30 abril 2009

Crimes e pedras



Um crime de 1938 se transforma numa janela aberta sobre nosso mundo


DOMINGO, FUI até a rua Venceslau Brás, no centro de São Paulo, e procurei o número cívico 13. Sem sucesso: do lado ímpar, a rua começa no número 67, com o imponente prédio da Caixa Econômica Federal, completado em 1939. Talvez, no passado, houvesse um primeiro trecho onde hoje se prolonga a praça da Sé, do lado norte. Ou, então, a numeração mudou.

Fui lá porque passei um sábado especialmente feliz lendo o novo livro de Boris Fausto, "O Crime do Restaurante Chinês" (Companhia das Letras); aprendi assim que, em 1938, o restaurante chinês do número 13 da Venceslau Brás (ou Wenceslau Braz) foi o teatro de um crime que ocupou bastante a mente e a fantasia dos paulistanos.

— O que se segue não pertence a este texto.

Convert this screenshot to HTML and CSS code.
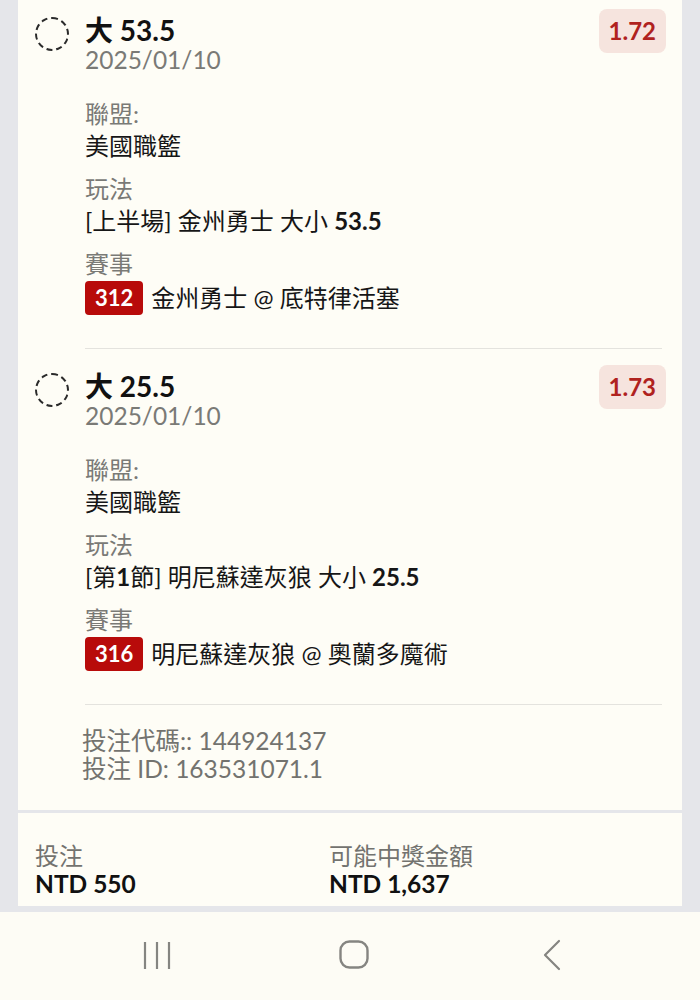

Na calada da noite, os donos (um casal de origem chinesa, que vivia nos fundos) e dois garçons (um lituano e um brasileiro, que dormiam em cima das mesas do restaurante) foram assassinados a golpes de mão de pilão.
Das narrativas que relatam crimes verdadeiros, espera-se que nos prendam irresistivelmente, como romances policiais, e que sejam fiéis aos fatos e aos documentos que os atestam: artigos de imprensa, arquivos da investigação policial, da instrução criminal e dos processos etc.

Para mim, até agora, o modelo dessas narrativas era "A Sangue Frio", de Truman Capote. Capote dialogou longamente com um dos assassinos de sua história e, à força de empatia (talvez involuntária), ele nos levou para uma viagem ao coração das trevas (as do criminoso e as do autor).

Boris Fausto, por ser um grande historiador, escolheu um caminho diferente, mas não menos empolgante: o crime, para ele, não é a ocasião para uma descida aos ínferos, mas uma janela que se abre sobre o mundo. 1938 é ano de Copa. É o tempo em que São Paulo se torna uma metrópole, com a variedade da imigração e seu corolário, o racismo. O Carnaval de rua já é pretexto para abandonar o trabalho. Numa aliança paradoxal entre o positivismo de Lombroso e a psicologia analítica, a psiquiatria tenta se fazer valer como ciência, a ponto de querer transformar suas perícias em provas jurídicas, como se testes e medições pudessem dizer quem matou e quem é inocente. E por aí vai.

Mas o que mais me tocou é que, ao me levar para um momento específico da história do Brasil, Boris Fausto me aproximou da sociedade e do lugar nos quais vivo.

Na tarde de domingo, como não achava o número 13 da rua Venceslau Brás, caminhei da rua do Carmo até à praça do Patriarca, pela rua Direita. Ao lado de um boteco, um homem me perguntou, sem mais nem menos, se eu não teria trabalho para lhe oferecer -como caseiro ou zelador, ele especificou. Ele era singularmente parecido com o acusado do "Crime do Restaurante Chinês".

Em suma, além do prazer da leitura, devo a Fausto um passeio pelo centro da cidade durante o qual, apesar da calmaria do domingo, ruas e prédios pareciam contar os encontros e os desencontros de inúmeras existências, passadas e presentes.

Não é para estranhar. Assim como a história não é só a de reinantes, generais e políticos, os monumentos de nossas cidades não são apenas os museus e os palácios, mas também os mocambos e os sobrados -esses, aliás, são o verdadeiro palco da festa e da miséria de viver.

Poucos meses atrás, estive de férias na Itália com dois adolescentes. Tarefa árdua, eu queria lhes ensinar a amar (teria dito John Ruskin) as pedras de Veneza. Os guias tradicionais não me ajudavam: por mais que tentasse, eu não conseguia juntar os preâmbulos históricos sobre doges, guerras e lutas intestinas com a descrição tediosa de igrejas, museus e monumentos.

Não pretendia instrui-los na história de Veneza e da arte veneziana. Queria apenas que eles topassem bater pernas o dia inteiro, e não por obediência resignada, mas por eles enxergarem e ouvirem, milagrosamente, a vida daquelas pedras.

No fim, encontrei dois guias peculiares (ed. Elzeviro), que existem em várias línguas, mas, aparentemente, só se vendem nas livrarias de Veneza. Um, "Leggende Veneziane", de Alberto Tosi, conta lendas urbanas e aparições de fantasmas, levando o leitor por itinerários sobrenaturais. O outro, "Nero Veneziano", de Claudio dell'Orso, conta 21 crimes brutais, antigos ou recentes, acontecidos em alguma casa ou palácio da cidade.

Ganhei a parada. As pedras de Veneza começaram a falar, e meus jovens amigos a escutar. Um dia destes, vou levá-los para a rua Venceslau Brás.